═════ EXCERPTED DATA

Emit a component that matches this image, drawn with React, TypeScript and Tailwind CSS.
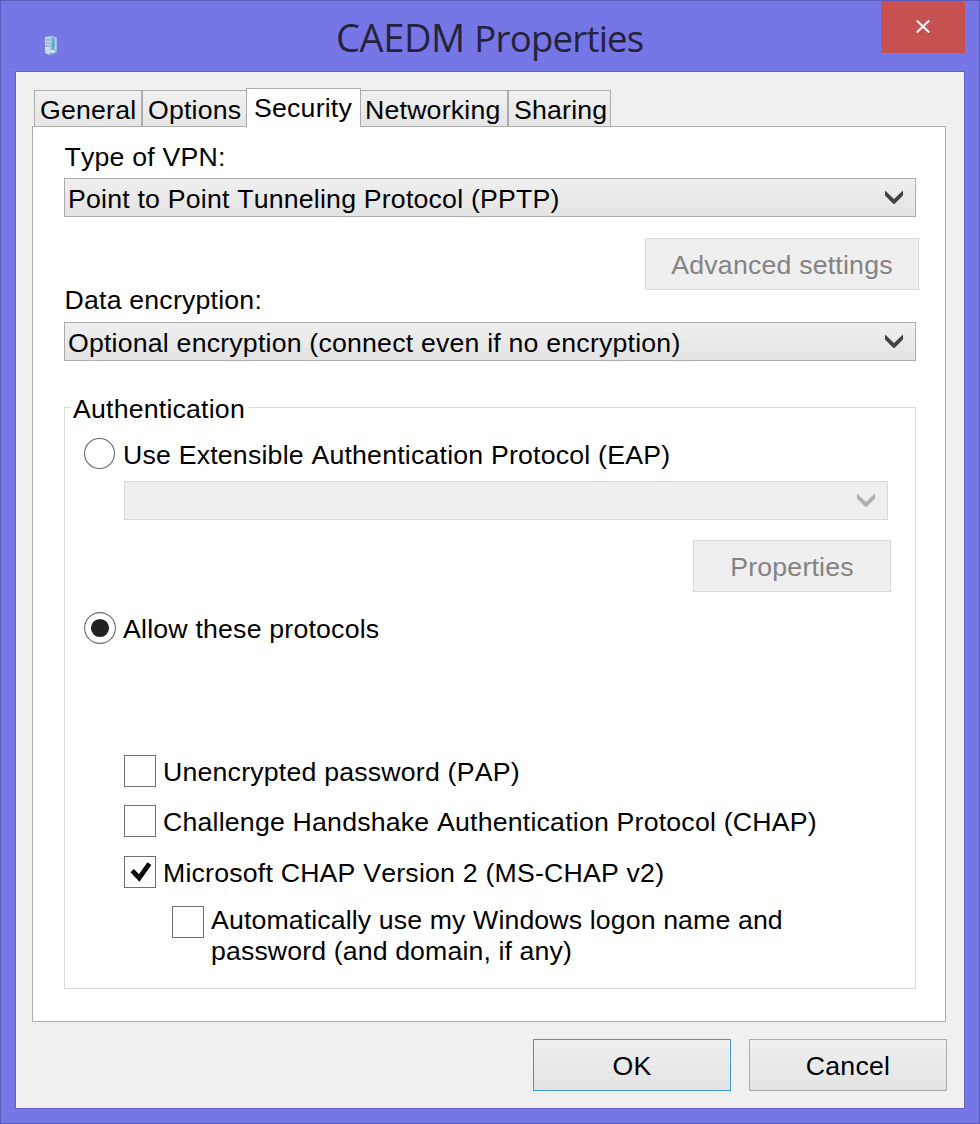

══════════
═════ EXCERPTED DATA

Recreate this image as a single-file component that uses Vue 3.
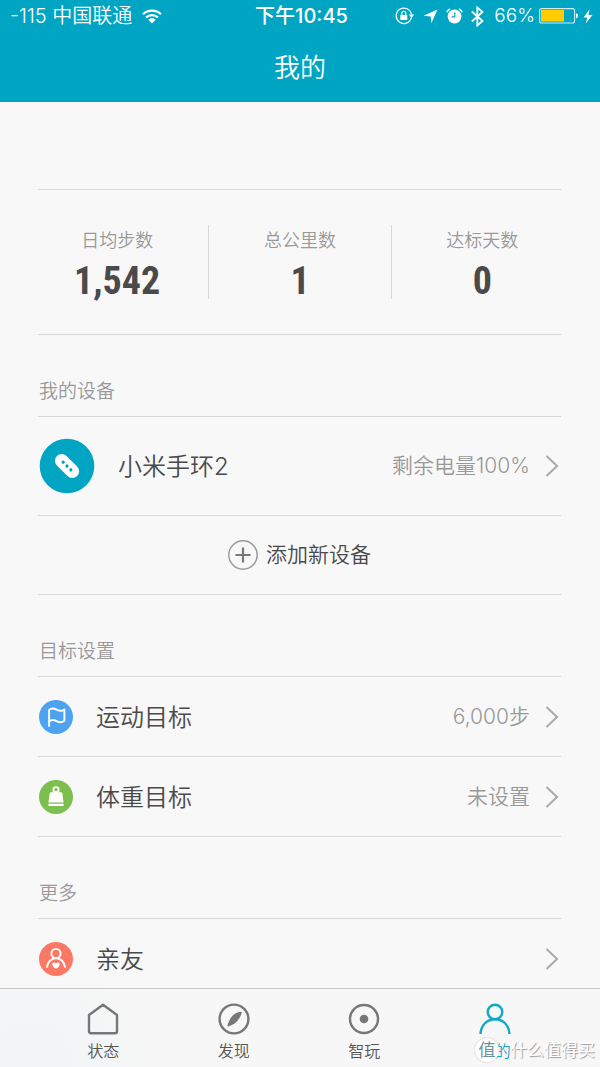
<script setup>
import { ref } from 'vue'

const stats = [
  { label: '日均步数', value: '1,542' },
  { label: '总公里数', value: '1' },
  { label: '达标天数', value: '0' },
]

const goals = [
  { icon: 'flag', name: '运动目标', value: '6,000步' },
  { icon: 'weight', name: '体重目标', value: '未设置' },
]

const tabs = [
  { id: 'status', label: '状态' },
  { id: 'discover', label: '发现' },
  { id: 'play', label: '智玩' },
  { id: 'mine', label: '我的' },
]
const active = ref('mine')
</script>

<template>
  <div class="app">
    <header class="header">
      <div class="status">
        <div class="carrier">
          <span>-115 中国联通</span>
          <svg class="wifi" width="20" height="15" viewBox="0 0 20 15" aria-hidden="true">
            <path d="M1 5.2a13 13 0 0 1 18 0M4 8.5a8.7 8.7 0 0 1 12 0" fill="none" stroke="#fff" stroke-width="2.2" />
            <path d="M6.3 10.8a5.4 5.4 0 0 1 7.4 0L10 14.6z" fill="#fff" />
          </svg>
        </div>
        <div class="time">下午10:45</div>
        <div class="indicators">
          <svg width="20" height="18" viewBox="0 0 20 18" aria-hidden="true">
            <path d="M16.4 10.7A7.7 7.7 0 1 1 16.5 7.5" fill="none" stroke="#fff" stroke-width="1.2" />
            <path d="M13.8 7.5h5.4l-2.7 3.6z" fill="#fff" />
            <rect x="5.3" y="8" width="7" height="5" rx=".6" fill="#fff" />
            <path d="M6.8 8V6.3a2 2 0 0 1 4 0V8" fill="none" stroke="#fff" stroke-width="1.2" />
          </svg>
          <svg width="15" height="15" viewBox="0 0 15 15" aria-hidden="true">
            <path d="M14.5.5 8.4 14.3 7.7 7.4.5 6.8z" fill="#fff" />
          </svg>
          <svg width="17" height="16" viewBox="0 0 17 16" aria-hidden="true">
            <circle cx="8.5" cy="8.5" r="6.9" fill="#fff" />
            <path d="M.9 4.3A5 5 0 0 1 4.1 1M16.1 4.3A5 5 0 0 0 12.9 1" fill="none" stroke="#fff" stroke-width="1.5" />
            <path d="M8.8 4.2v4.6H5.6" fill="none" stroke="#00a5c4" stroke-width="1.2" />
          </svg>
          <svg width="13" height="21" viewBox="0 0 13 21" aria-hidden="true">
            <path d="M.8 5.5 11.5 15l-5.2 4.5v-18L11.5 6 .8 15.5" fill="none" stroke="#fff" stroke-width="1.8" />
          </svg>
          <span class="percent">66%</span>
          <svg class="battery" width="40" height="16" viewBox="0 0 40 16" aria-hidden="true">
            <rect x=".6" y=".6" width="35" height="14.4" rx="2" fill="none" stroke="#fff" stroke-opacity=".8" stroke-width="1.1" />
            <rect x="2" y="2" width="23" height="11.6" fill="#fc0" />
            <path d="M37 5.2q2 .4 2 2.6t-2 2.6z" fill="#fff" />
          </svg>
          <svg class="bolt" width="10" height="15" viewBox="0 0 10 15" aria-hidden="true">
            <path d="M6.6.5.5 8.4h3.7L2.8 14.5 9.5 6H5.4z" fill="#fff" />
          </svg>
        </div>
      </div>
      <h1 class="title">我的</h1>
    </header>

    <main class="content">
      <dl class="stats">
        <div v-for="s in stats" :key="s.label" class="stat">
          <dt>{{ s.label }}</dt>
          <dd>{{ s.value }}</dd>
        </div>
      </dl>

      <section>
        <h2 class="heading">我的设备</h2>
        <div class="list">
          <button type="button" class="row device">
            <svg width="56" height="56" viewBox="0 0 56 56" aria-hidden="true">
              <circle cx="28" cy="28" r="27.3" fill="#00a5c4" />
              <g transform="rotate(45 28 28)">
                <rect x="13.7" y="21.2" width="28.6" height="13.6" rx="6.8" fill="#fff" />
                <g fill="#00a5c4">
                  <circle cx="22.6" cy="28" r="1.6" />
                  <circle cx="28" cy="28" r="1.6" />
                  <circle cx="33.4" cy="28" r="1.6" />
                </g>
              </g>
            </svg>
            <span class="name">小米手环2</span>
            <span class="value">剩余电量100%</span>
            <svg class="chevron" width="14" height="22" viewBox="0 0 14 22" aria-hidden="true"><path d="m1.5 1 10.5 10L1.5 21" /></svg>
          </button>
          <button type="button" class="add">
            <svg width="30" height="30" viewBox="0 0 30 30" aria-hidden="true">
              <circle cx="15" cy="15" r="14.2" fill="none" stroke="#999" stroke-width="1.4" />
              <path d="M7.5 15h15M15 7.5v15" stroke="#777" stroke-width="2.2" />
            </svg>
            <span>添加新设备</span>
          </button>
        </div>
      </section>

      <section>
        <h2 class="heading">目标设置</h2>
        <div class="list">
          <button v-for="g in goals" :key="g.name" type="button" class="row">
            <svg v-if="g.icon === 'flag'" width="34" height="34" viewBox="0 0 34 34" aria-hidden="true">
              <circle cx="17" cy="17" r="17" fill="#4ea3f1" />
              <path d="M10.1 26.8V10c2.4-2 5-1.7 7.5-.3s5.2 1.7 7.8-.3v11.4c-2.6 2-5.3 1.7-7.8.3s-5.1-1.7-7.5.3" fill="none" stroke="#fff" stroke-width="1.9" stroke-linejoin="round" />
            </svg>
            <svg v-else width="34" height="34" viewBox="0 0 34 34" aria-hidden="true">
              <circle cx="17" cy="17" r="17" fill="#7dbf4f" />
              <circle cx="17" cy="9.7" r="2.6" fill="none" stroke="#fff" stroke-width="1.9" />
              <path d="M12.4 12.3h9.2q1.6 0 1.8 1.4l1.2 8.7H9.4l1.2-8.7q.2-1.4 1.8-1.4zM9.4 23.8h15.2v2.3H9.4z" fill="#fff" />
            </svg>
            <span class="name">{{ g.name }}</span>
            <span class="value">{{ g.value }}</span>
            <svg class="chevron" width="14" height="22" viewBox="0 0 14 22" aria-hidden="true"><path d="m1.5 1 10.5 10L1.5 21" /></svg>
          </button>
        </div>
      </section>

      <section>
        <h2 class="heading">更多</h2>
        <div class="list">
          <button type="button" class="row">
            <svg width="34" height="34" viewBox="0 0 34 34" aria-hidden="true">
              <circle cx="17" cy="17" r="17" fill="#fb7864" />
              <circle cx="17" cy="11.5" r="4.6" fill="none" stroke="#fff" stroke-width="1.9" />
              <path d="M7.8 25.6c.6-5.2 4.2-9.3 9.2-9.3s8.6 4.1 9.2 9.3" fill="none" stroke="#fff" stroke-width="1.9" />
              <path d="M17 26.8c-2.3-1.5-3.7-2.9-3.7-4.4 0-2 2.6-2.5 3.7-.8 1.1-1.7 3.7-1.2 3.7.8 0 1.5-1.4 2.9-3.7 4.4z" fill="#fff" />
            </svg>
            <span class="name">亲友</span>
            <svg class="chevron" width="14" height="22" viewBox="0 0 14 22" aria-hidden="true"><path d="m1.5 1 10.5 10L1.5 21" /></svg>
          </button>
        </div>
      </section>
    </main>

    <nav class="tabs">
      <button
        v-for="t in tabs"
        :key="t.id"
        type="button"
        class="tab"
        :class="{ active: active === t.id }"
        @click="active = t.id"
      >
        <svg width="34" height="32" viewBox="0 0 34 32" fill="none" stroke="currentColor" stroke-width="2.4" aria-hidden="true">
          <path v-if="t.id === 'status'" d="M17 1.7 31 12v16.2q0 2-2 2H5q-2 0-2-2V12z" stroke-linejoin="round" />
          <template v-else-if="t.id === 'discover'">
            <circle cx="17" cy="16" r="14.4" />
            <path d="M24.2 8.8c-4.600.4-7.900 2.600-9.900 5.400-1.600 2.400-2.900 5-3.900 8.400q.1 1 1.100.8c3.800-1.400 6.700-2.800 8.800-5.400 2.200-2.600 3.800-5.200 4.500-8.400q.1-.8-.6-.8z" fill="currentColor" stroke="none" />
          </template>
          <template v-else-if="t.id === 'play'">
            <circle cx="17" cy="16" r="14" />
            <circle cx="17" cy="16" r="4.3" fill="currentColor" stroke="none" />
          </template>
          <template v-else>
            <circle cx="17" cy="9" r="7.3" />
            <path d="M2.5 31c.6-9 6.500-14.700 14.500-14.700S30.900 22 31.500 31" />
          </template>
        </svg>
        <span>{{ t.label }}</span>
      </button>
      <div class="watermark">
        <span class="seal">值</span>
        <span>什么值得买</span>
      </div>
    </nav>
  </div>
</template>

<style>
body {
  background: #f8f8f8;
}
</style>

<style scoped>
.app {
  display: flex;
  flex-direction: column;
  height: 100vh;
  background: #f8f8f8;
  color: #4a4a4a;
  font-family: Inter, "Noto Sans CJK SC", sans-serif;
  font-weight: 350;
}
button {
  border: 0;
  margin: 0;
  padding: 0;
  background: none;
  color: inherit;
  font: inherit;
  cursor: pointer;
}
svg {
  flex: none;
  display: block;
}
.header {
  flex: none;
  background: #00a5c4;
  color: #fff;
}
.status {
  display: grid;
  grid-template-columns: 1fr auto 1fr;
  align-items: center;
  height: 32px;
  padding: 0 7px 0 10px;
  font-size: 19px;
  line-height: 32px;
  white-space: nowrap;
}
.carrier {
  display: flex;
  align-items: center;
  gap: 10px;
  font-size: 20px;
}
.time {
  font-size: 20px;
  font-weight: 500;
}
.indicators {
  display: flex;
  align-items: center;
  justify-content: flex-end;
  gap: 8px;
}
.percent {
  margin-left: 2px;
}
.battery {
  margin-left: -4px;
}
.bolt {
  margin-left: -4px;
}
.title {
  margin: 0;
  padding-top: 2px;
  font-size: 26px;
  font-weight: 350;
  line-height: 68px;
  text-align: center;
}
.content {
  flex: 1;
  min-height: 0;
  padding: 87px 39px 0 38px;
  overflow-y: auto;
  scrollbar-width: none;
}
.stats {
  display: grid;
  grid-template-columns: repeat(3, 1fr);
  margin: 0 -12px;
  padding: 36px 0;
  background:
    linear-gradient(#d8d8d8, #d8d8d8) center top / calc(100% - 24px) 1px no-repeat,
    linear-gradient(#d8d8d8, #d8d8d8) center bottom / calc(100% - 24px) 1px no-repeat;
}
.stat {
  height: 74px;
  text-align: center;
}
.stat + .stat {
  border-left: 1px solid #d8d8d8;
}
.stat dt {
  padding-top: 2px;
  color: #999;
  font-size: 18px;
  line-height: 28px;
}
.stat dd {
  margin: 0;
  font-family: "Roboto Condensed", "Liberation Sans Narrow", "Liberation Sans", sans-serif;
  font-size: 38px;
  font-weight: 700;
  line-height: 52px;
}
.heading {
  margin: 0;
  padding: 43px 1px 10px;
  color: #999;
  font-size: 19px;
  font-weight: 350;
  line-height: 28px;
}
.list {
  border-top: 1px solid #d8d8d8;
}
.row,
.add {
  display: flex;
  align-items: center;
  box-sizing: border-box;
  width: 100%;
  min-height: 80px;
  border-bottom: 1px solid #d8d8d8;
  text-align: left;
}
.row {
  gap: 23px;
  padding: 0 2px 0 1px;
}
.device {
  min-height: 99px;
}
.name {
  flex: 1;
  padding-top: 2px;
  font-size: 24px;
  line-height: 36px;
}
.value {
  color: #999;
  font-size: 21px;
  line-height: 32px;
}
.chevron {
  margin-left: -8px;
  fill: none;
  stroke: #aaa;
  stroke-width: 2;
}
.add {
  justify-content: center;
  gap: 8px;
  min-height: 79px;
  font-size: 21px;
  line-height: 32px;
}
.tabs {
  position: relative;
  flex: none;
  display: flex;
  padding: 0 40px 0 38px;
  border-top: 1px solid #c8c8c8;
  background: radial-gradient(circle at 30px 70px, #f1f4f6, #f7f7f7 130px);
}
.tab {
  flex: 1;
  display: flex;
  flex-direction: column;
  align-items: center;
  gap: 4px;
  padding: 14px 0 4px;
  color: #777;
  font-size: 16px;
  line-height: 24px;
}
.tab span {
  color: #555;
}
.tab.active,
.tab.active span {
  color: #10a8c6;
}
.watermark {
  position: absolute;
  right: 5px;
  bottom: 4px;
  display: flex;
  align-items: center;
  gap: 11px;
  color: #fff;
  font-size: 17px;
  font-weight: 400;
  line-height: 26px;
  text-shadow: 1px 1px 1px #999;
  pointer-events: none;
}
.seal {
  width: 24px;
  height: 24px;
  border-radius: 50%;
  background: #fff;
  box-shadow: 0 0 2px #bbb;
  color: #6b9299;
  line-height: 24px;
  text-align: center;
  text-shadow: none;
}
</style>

══════════

- [EXERCISE AIM] Reply with the number of lines in the material above that contain "this", and nothing more.

- [OUTPUT OF THE EXERCISE] 2